The effect of this language is that on June 16, 1935, without any new legislation, the Export-Import Bank of Washington and the Second Export-Import Bank of Washington, D. C., would probably cease to be agencies of the United States.
Section 9 of the draft bill is also designed to correct certain legal inhibitions in the banking laws of the District of Columbia which seriously hamper the operations of the export-import banks.
If a Government-owned bank for financing export and import trade is to become a part of our domestic economy, it should be given a status which would permit it to carry on its business unhampered by constant doubts as to the extent of its authority and without the embarassment of unnecessary legal restrictions.
In the first place, the District of Columbia Code forbids the organization of banks of discount. The power to discount is, however, one of the most important functions of a modern banking institution, and the draft bill would remedy this situation by specifically giving the export-import banks the power to discount or rediscount notes and other obligations. This section also authorizes the banks to borrow money and rediscount obligations with the approval of the Secretary of the Treasury.
The District of Columbia Code applies section 5200 of the National Bank Act to all banks doing business in the District of Columbia, thus limiting loans to any one borrower to 10 percent of the bank's unimpaired capital and surplus.

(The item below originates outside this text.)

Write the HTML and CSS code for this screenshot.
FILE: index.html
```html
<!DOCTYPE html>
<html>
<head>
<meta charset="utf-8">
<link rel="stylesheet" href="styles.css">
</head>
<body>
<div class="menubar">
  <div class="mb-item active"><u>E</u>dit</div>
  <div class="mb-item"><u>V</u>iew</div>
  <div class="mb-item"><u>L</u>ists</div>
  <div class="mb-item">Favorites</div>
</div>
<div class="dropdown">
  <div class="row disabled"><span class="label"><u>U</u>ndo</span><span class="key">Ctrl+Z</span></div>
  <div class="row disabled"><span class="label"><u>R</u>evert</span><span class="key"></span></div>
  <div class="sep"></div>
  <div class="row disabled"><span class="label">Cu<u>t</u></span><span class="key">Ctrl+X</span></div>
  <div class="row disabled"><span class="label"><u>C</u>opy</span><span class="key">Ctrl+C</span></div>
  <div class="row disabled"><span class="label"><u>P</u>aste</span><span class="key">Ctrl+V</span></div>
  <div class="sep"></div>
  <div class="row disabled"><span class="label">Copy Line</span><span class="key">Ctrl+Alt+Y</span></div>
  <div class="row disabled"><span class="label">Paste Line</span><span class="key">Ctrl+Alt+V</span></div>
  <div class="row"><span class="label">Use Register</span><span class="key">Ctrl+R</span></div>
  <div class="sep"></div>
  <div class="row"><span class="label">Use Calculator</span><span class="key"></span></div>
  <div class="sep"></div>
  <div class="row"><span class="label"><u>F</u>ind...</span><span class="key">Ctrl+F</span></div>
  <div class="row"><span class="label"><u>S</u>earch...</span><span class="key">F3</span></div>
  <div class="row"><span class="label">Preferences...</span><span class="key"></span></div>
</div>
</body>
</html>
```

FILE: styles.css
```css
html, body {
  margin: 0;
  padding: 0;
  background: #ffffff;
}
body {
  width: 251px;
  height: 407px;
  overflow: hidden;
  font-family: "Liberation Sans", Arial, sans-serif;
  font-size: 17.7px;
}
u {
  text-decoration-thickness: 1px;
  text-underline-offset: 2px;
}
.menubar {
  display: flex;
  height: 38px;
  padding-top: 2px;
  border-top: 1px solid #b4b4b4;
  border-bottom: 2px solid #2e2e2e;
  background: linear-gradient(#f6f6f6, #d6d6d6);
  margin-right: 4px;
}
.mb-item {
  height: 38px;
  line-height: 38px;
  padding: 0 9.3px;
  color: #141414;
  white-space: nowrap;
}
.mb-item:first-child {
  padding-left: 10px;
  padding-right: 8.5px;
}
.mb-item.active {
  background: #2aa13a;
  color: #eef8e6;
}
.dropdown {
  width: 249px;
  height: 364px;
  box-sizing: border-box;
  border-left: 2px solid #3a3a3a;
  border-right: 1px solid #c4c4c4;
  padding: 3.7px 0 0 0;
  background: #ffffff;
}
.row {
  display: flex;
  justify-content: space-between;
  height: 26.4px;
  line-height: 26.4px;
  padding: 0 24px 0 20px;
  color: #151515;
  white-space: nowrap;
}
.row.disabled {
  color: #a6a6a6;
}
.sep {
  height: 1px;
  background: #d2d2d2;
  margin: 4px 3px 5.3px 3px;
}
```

This provision has no proper application, however, to foreign banking where advances of large sums against shipping documents is common practice. Because of the limited capital of the Second Export-Import Bank the limitations of section 5200 have been particularly onerous and the draft bill provides for the making of loans "without limitation as to the total amount of obligations thereto of any borrower."
This section was inserted at the request of the Secretary of the Treasury. It places in the Director of the Budget determination of the expenditures which shall be made by the corporation notwithstanding the availability of funds authorized by Congress.